== Exercise brief ==
Copy each line of the material below that includes the string "inline".

[BEGIN]

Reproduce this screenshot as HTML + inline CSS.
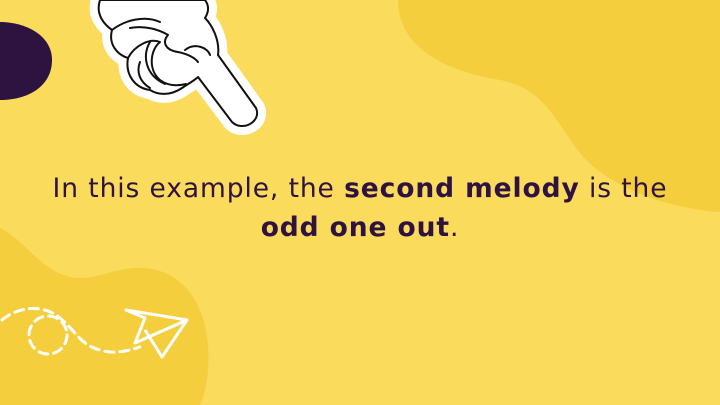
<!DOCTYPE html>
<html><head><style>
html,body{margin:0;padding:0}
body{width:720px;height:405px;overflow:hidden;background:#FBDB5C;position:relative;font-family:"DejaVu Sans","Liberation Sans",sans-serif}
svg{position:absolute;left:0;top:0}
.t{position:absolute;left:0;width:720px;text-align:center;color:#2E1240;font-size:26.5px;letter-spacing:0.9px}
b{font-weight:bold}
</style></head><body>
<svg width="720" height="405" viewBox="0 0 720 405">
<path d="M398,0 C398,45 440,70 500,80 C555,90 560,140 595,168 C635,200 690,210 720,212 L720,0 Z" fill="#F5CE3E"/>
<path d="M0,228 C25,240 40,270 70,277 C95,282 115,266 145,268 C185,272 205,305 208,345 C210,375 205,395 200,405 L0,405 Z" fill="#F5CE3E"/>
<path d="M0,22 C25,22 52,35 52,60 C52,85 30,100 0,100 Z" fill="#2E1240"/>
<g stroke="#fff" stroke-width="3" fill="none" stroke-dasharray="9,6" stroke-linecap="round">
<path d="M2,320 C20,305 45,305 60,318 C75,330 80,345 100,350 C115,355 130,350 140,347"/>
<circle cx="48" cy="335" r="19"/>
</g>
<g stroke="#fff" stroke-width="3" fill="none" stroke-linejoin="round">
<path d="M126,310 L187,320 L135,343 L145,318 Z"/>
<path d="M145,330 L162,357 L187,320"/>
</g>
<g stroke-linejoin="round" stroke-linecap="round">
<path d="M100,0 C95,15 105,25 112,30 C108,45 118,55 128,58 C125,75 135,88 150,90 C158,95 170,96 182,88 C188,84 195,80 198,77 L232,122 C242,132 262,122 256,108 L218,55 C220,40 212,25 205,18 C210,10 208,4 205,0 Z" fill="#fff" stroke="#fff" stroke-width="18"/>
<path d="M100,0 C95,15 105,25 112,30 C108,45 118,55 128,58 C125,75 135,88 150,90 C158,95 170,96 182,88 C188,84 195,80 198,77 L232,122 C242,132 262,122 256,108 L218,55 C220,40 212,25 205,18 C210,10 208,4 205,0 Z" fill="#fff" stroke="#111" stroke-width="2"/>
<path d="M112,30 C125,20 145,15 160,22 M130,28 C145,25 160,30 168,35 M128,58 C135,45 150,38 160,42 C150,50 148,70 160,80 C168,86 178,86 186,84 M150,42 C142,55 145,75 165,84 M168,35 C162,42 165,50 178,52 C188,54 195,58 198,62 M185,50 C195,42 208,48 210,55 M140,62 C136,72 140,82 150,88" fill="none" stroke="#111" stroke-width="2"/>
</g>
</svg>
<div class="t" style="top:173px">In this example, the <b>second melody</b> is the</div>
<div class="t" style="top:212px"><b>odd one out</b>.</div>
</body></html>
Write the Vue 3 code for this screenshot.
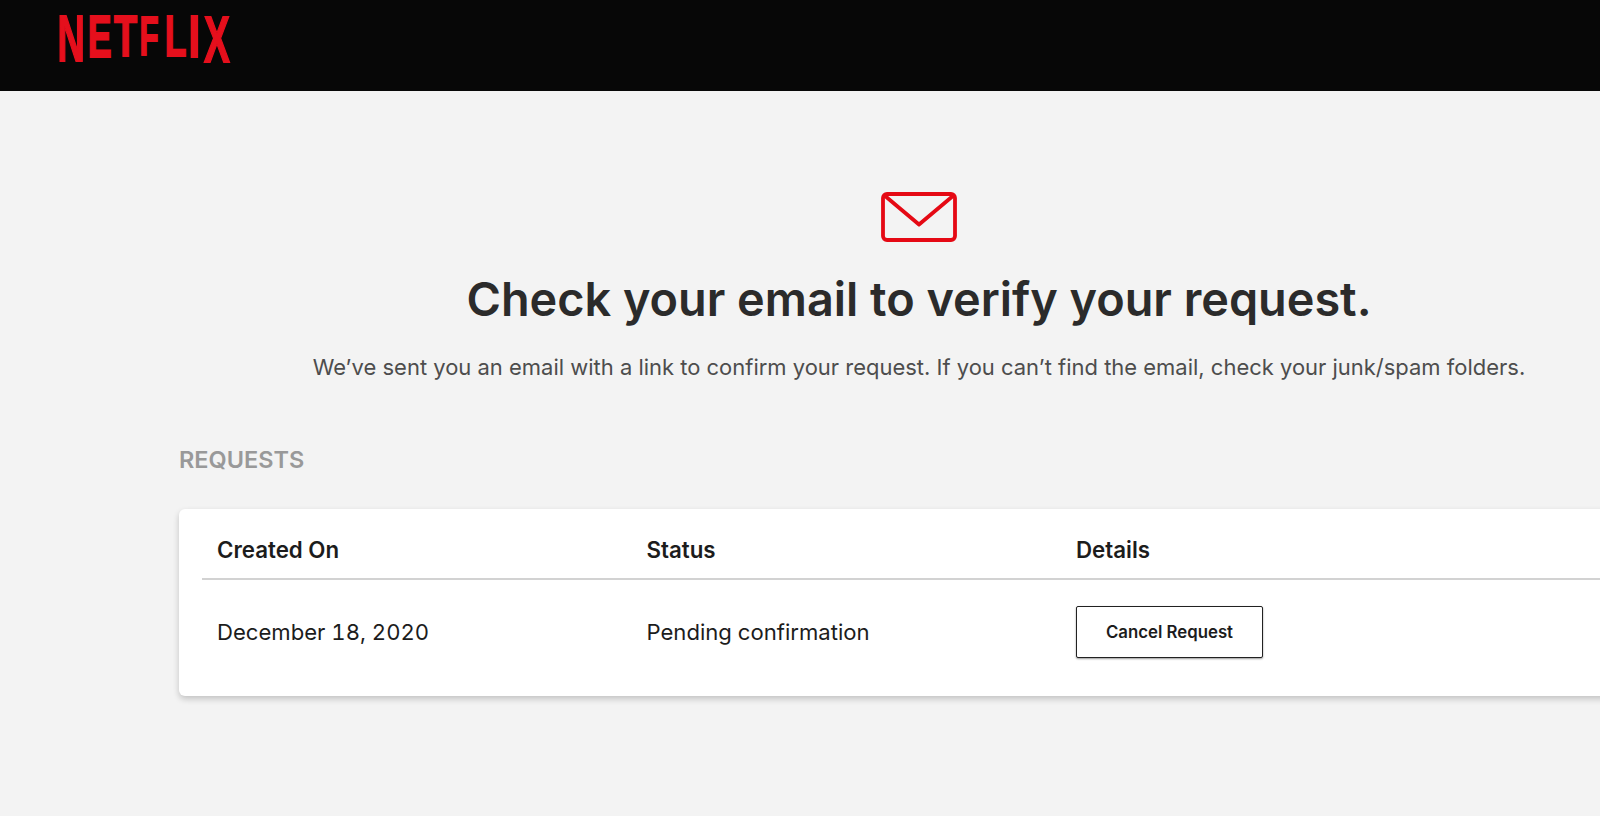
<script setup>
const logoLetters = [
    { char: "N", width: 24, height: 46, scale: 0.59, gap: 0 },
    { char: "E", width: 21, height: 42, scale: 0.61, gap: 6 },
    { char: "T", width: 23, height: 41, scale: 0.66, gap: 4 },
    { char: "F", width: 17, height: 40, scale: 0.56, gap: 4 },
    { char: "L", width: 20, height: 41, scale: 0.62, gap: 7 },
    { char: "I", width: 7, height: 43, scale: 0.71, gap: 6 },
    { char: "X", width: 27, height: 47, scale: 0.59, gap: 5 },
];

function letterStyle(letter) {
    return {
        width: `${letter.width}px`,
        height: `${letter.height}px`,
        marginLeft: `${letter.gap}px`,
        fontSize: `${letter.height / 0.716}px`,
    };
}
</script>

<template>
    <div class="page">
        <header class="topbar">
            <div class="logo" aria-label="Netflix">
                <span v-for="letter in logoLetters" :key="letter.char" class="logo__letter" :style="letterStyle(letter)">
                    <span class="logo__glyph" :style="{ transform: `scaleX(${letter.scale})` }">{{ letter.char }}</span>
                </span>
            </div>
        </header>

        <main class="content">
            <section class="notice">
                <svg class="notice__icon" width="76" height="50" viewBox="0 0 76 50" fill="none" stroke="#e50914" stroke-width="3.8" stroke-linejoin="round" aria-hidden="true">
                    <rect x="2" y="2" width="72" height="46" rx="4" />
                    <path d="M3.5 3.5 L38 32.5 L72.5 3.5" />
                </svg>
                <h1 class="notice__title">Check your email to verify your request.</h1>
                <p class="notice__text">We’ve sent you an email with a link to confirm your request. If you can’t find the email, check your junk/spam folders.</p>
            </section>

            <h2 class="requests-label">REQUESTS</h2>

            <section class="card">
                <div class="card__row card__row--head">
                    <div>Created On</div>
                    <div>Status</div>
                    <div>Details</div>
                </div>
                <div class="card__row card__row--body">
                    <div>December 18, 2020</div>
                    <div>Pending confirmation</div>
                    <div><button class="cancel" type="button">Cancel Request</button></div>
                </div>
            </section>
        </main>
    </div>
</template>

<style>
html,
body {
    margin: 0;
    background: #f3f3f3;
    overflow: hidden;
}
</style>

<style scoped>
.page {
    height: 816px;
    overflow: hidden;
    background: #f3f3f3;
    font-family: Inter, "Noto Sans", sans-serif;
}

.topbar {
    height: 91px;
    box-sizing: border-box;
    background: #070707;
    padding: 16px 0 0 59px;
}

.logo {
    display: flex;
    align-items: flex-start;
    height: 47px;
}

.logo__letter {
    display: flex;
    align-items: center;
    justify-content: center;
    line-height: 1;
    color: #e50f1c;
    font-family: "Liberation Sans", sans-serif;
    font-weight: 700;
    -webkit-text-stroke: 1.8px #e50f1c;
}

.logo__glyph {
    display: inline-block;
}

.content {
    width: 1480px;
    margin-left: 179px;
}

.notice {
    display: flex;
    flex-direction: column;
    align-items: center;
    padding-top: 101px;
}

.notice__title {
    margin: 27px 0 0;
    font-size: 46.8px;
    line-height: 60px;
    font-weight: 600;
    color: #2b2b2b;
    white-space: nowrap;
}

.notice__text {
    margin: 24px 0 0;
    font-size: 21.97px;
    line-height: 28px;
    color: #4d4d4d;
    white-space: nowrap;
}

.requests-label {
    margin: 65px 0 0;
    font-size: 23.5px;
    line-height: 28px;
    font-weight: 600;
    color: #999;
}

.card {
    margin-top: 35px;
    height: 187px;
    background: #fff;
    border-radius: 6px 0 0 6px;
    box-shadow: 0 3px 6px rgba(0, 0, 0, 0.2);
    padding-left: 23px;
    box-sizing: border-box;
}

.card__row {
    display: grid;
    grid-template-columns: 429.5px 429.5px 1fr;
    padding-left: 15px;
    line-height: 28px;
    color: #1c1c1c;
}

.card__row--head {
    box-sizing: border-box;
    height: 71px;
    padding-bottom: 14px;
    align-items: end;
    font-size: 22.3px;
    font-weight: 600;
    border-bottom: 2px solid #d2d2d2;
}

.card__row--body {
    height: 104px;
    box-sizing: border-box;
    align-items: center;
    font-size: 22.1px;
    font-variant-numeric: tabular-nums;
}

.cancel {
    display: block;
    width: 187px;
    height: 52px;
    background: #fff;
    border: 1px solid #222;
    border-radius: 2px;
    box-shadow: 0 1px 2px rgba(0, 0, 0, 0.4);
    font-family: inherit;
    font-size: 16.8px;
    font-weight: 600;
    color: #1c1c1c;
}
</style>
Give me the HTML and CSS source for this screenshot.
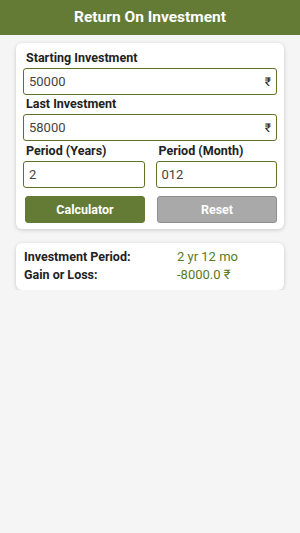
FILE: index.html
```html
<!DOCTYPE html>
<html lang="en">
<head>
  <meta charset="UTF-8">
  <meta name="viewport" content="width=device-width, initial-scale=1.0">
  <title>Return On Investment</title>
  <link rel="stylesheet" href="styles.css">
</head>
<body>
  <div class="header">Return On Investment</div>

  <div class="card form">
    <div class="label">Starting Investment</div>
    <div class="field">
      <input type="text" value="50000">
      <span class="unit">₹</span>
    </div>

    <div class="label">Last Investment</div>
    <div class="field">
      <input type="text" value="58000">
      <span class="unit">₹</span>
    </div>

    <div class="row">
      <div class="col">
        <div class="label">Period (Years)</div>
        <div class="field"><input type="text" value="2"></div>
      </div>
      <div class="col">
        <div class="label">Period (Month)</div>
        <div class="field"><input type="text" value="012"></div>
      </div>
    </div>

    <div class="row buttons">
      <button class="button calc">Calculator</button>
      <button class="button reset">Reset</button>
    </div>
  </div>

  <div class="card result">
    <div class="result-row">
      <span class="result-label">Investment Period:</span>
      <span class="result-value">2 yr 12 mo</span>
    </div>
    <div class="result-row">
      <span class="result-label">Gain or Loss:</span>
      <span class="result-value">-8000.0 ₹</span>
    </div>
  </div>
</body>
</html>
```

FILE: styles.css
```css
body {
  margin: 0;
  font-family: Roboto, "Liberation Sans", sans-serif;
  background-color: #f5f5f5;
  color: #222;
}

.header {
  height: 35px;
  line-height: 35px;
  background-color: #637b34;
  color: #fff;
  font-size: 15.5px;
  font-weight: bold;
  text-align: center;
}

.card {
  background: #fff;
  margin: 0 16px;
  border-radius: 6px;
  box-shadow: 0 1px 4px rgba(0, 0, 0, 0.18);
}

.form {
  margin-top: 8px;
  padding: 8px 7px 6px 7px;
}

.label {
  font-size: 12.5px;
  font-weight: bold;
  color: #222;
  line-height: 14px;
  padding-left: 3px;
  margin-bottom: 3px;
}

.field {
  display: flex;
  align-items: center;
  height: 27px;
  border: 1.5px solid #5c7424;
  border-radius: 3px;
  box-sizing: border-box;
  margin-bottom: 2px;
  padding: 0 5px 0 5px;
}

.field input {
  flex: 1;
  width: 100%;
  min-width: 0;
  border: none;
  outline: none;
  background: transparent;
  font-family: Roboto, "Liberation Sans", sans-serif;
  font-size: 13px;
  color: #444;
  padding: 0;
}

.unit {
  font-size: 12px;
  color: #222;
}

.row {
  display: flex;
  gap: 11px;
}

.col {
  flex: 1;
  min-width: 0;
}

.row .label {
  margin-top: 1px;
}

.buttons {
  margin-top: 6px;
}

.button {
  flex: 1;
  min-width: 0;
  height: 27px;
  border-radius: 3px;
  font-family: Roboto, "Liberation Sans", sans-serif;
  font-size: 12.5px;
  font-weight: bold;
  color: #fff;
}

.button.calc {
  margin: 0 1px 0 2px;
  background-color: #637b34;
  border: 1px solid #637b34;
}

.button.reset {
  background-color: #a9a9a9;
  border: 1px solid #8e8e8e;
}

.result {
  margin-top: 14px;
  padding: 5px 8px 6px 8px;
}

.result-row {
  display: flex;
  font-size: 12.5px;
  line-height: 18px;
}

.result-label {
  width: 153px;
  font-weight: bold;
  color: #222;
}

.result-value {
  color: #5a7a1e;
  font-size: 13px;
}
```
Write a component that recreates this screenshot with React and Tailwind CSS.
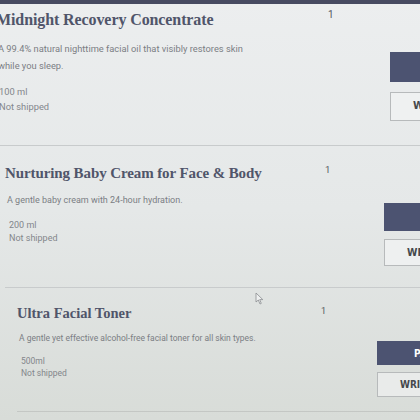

[END]

== Complete answer ==
Reproduce this screenshot as HTML + inline CSS.
    display: inline-block;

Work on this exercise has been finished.